Atapattu attack puts Proteas on the rack
Sri Lanka 470 & 211-4 South Africa 189
Saturday 14 August 2004
Sri Lanka are closing in on their first Test series victory over South Africa after dominating play here yesterday.
At stumps on day three of the second and final Test Sri Lanka had amassed a massive 492-run lead over the Proteas, who have won four of the five Test series between the two countries.
The home side are 211 for 4 in their second innings, thanks mainly to half-centuries from their new captain Marvan Atapattu (72) and Kumar Sangakkara (64), who shared in a second-wicket stand of 96.
The former skipper Sanath Jayasuriya, who took five South African scalps in their first-innings of 189, made just 19 before being stumped by Mark Boucher off the bowling of Nicky Boje. Sangakkara, in sparkling form, was brilliantly caught at long-on by Makhaya Ntini off the bowling of Jacques Kallis with the score on 142. Seven runs later, Sri Lanka lost their third wicket when Mahela Jayawardene gave a faint edge to Boucher. With the rush for runs definitely on, Atapattu was clean bowled by Jacques Rudolph with the score on 179 for 4.
Sri Lanka are in a formidable position, especially as South Africa showed earlier in the day that their lower-order batting can be brittle as they suffered a collapse after lunch to hand the initiative to the home side.
Jayasuriya claimed the scalps of the Proteas' skipper Graeme Smith, for 65, and the dangerous Kallis for 13 in the morning session while Rudolph was also dismissed by Lasith Malinga, for just six, before the first interval.
South Africa were 186 for 6 at lunch and were quickly all out for just three more runs. Boeta Dippenaar was dismissed for 25 from the first ball of the afternoon, becoming the first of Rangana Herath's three victims. The left-armer also took the wickets of Shaun Pollock for one and Ntini for a duck. Jayasuriya finished the job by taking his fifth wicket of the innings, bowling Nantie Hayward for one with an arm ball which deceived the batsman.
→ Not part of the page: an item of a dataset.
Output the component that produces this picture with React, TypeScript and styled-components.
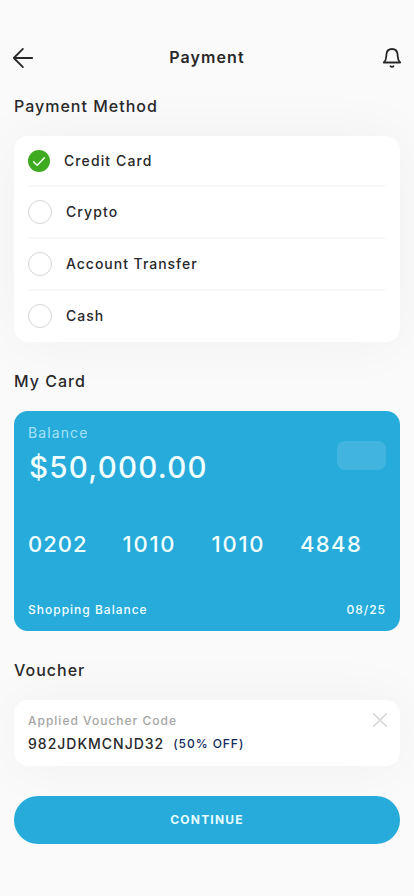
import React from 'react';
import styled, { createGlobalStyle } from 'styled-components';

const GlobalStyle = createGlobalStyle`
  * { box-sizing: border-box; }
  body {
    margin: 0;
    background: #fafafa;
    color: #28282a;
    font-family: Inter, sans-serif;
    -webkit-font-smoothing: antialiased;
  }
`;

const Screen = styled.div`
  height: 896px;
  padding: 43px 14px 0;
  overflow: hidden;
  white-space: nowrap;
`;

const Header = styled.header`
  display: grid;
  grid-template-columns: 24px 1fr 24px;
  align-items: start;
  height: 28px;
  margin: 0 -4px 0 -3px;
`;

const Title = styled.h1`
  margin: 1px 1px 0 0;
  text-align: center;
  font-size: 16px;
  line-height: 26px;
  font-weight: 600;
  letter-spacing: 1.1px;
`;

const IconButton = styled.button`
  display: flex;
  padding: 0;
  border: 0;
  background: none;
  color: inherit;
`;

const SectionTitle = styled.h2<{ $top: number }>`
  margin: ${p => p.$top}px 0 18px;
  font-size: 16px;
  line-height: 24px;
  font-weight: 500;
  letter-spacing: 1px;
`;

const Panel = styled.section`
  padding: 0 14px;
  border-radius: 14px;
  background: #fff;
  box-shadow: 0 0 60px rgba(0, 0, 0, 0.045);
`;

const Methods = styled(Panel)`
  height: 206px;
  padding-top: 1px;
`;

const Method = styled.div<{ $spacing: number }>`
  display: flex;
  align-items: center;
  gap: 14px;
  padding: 13px 0;
  font-size: 14px;
  line-height: 20px;
  font-weight: 500;
  letter-spacing: ${p => p.$spacing}px;
  & + & { border-top: 2px solid #f9f9f9; }
`;

const Radio = styled.span`
  width: 24px;
  height: 24px;
  border: 1px solid #d6d6dc;
  border-radius: 50%;
`;

const Checked = styled.span`
  display: flex;
  width: 22px;
  height: 22px;
  border-radius: 50%;
  background: #3daa20;
`;

const BankCard = styled.section`
  display: flex;
  flex-direction: column;
  height: 220px;
  padding: 13px 14px 12px;
  border-radius: 14px;
  background: #26abdb;
  color: #f2ffff;
`;

const CardTop = styled.div`
  display: flex;
  justify-content: space-between;
`;

const BalanceLabel = styled.div`
  font-size: 14px;
  line-height: 18px;
  letter-spacing: 1.1px;
  color: #a5e2f6;
`;

const Amount = styled.div`
  margin: 6px 0 0 1px;
  font-size: 29.5px;
  line-height: 38px;
  font-weight: 500;
  letter-spacing: 1.25px;
`;

const Chip = styled.div`
  width: 49px;
  height: 29px;
  margin-top: 17px;
  border-radius: 8px;
  background: #41b5df;
`;

const Digits = styled.div`
  display: grid;
  grid-template-columns: 94.500px 89px 88.500px auto;
  margin-top: 44px;
  font-size: 22px;
  line-height: 28px;
  font-weight: 500;
`;

const DigitGroup = styled.span<{ $spacing: number }>`
  letter-spacing: ${p => p.$spacing}px;
`;

const CardFoot = styled.div`
  display: flex;
  justify-content: space-between;
  margin-top: auto;
  font-size: 12px;
  line-height: 18px;
  font-weight: 500;
  letter-spacing: 1px;
`;

const Voucher = styled(Panel)`
  display: flex;
  justify-content: space-between;
  height: 66px;
  padding: 11px 12px 0 14px;
`;

const VoucherLabel = styled.div`
  font-size: 12px;
  line-height: 20px;
  letter-spacing: 1px;
  font-weight: 500;
  color: #a5a5a5;
`;

const Code = styled.div`
  display: flex;
  gap: 9px;
  margin-top: 3px;
  font-size: 14px;
  line-height: 20px;
  font-weight: 500;
  letter-spacing: 1px;
`;

const Discount = styled.span`
  font-size: 12px;
  letter-spacing: 0.95px;
  color: #132c5c;
`;

const Continue = styled.button`
  display: block;
  width: 100%;
  height: 48px;
  margin-top: 30px;
  padding: 0;
  border: 0;
  border-radius: 24px;
  background: #26abdb;
  color: #e6fdff;
  font: 700 12px/20px Inter, sans-serif;
  letter-spacing: 1.2px;
`;

const BackIcon = () => (
  <svg width="24" height="30" viewBox="0 0 24 30" fill="none" stroke="currentColor" strokeWidth="1.8" strokeLinecap="round" strokeLinejoin="round">
    <path d="M21.2 15H2.800M11.900 5.900L2.800 15l9.100 9.100" />
  </svg>
);

const BellIcon = () => (
  <svg width="24" height="30" viewBox="0 0 24 30" fill="none" stroke="currentColor" strokeWidth="1.8" strokeLinecap="round" strokeLinejoin="round">
    <path d="M3.800 19.500C5.500 18 6.200 16 6.300 13.200L6.400 11.500C6.700 7.900 8.900 6 12 6S17.300 7.900 17.600 11.500L17.700 13.200C17.800 16 18.500 18 20.200 19.500Z" />
    <path d="M10.500 23.300Q12 24.500 13.500 23.300" />
  </svg>
);

const CheckIcon = () => (
  <svg width="22" height="22" viewBox="0 0 22 22" fill="none" stroke="#f4fff2" strokeWidth="1.5" strokeLinecap="round" strokeLinejoin="round">
    <path d="M5.600 11.900l3.600 3.400 7.200-7.600" />
  </svg>
);

const CloseIcon = () => (
  <svg width="16" height="18" viewBox="0 0 16 18" fill="none" stroke="#d8d8d8" strokeWidth="1.7" strokeLinecap="round">
    <path d="M1.800 2.800l12.400 12.400M14.200 2.800L1.800 15.200" />
  </svg>
);

const methods = [
  { name: 'Credit Card', spacing: 1.1 },
  { name: 'Crypto', spacing: 1.1 },
  { name: 'Account Transfer', spacing: 0.98 },
  { name: 'Cash', spacing: 1 },
];
const digits = [
  { value: '0202', spacing: 1 },
  { value: '1010', spacing: 1.8 },
  { value: '1010', spacing: 1.8 },
  { value: '4848', spacing: 1.4 },
];

export default function App() {
  return (
    <>
      <GlobalStyle />
      <Screen>
        <Header>
          <IconButton aria-label="Back"><BackIcon /></IconButton>
          <Title>Payment</Title>
          <IconButton aria-label="Notifications"><BellIcon /></IconButton>
        </Header>
        <SectionTitle $top={23}>Payment Method</SectionTitle>
        <Methods>
          {methods.map(({ name, spacing }, i) => (
            <Method key={name} $spacing={spacing}>
              {i === 0 ? <Checked><CheckIcon /></Checked> : <Radio />}
              {name}
            </Method>
          ))}
        </Methods>
        <SectionTitle $top={27}>My Card</SectionTitle>
        <BankCard>
          <CardTop>
            <div>
              <BalanceLabel>Balance</BalanceLabel>
              <Amount>$50,000.00</Amount>
            </div>
            <Chip />
          </CardTop>
          <Digits>
            {digits.map((d, i) => <DigitGroup key={i} $spacing={d.spacing}>{d.value}</DigitGroup>)}
          </Digits>
          <CardFoot><span>Shopping Balance</span><span>08/25</span></CardFoot>
        </BankCard>
        <SectionTitle $top={27}>Voucher</SectionTitle>
        <Voucher>
          <div>
            <VoucherLabel>Applied Voucher Code</VoucherLabel>
            <Code>982JDKMCNJD32 <Discount>(50% OFF)</Discount></Code>
          </div>
          <IconButton as="span"><CloseIcon /></IconButton>
        </Voucher>
        <Continue>CONTINUE</Continue>
      </Screen>
    </>
  );
}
The South African captain Smith said his side were under severe pressure to save the Test after a disastrous day.
"We did not have a good day today," Smith said. "We got ourselves into a bad position and did not get ourselves out of it. We had discussed that in team meetings, the importance of not losing wickets at quick intervals, but we lost 7 for 73 today that is simply not good enough."
Smith then said, however, that Sri Lanka's decision not to enforce the follow on has given his side a better chance of saving the game.
"I was surprised that they did not enforce the follow on, which gave us an opportunity to regroup, re-think and comeback," said Smith. "The pressure is on us now to go out there and bat for two days. We still believe we can do it as we have guys that can bat for two days - there is no doubt about that."
The part-time spinner Jayasuriya was delighted he had helped his team's cause. "Somebody had to come up with a good bowling spell in Murali's (Muttiah Muralitharan) absence and I got an opportunity of doing that," he said. "I was only thinking of putting the ball in the right areas and giving some kind of support to the other end.
"It was not a difficult wicket to bat on and I feel South Africa were a little negative. They didn't want to play shots and that is why they lost wickets."